30. Bozma kararı sonrasında davacı vekili 14.02.2019 tarihinde ıslah suretiyle talep sonucunu artırmış, Mahkemenin 20.03.2019 tarihli ikinci kararı ile de ıslah edilmiş olan tutarlar dikkate alınarak davanın kabulüne karar verilmiştir.

31. Belirtmek gerekir ki bozmadan sonra ıslah yapılamayacağına ilişkin Yargıtay İçtihadı Birleştirme Büyük Genel Kurulunun 06.05.2016 tarihli ve 2015/1 E., 2016/1 K. sayılı kararı 7251 sayılı Kanun ile HMK’nın 177. maddesinde yapılan değişikliğin yürürlüğe girdiği 28.07.2020 tarihine kadar geçerlidir ve bu nedenle 2797 sayılı Yargıtay Kanunu'nun 45. maddesinin 5. fıkrası gereğince tüm mahkemeleri bağlayıcı niteliktedir.

32. Diğer taraftan 28.07.2020 tarihinde yürürlüğe giren 7251 sayılı Kanun ile bozmadan sonra da ıslah yapılabileceğine ilişkin hüküm getirilmiş ise de bu Kanun’un “geriye yürümeme ilkesi” ve ıslah işleminin yapılmakla tamamlanmış usulî işlem teşkil etmesi nedeniyle eldeki davada ıslah tarihi itibariyle bu yeni hükmün uygulanamayacağı açıktır.

33. Nitekim Hukuk Genel Kurulunun 20.04.2021 tarihli ve 2017/3(13)-572 E., 2021/518 K., 19.10.2021 tarihli ve 2017/3-2281 E., 2021/1257 K., 26.04.2022 tarihli ve 2020/4-449 E., 2022/604 K. ile 22.09.2022 tarihli ve 2021/9-881 E., 2022/1135 K. sayılı kararları da aynı yöndedir.

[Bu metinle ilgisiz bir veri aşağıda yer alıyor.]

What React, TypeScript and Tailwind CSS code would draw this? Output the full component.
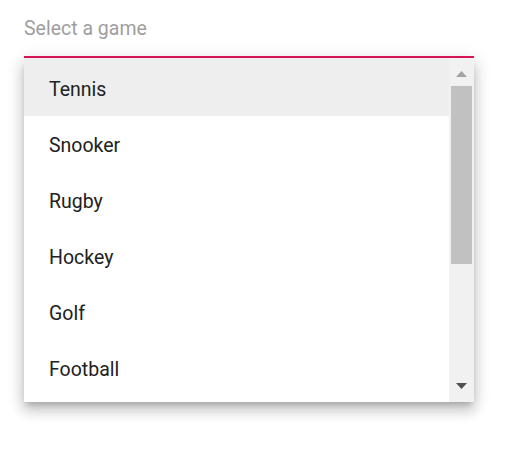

34. Hâl böyle olunca Hukuk Genel Kurulunca da benimsenen Özel Daire bozma kararına uyulması gerekirken önceki kararda direnilmesi usul ve yasaya aykırıdır.

35. Öte yandan dava tarihi 08.09.2014 olduğu hâlde gerekçeli karar başlığında 11.09.2014 olarak gösterilmiş ise de bu yanlışlık, mahallinde her zaman düzeltilebilir maddi hata olarak kabul edilmiş ve esasa etkili görülmediğinden bozma nedeni yapılmamıştır.

36. Bu nedenle direnme kararı bozulmalıdır.

IV. SONUÇ:

Açıklanan nedenlerle;

Davalı vekilinin temyiz itirazlarının kabulü ile direnme kararının 6100 sayılı Hukuk Muhakemeleri Kanunu'nun geçici 3. maddesine göre uygulanmakta olan 1086 sayılı Hukuk Usulü Muhakemeleri Kanunu'nun 429. maddesi gereğince BOZULMASINA,

Karar düzeltme yolu kapalı olmak üzere 27.12.2022 tarihinde oy birliği ile kesin olarak karar verildi.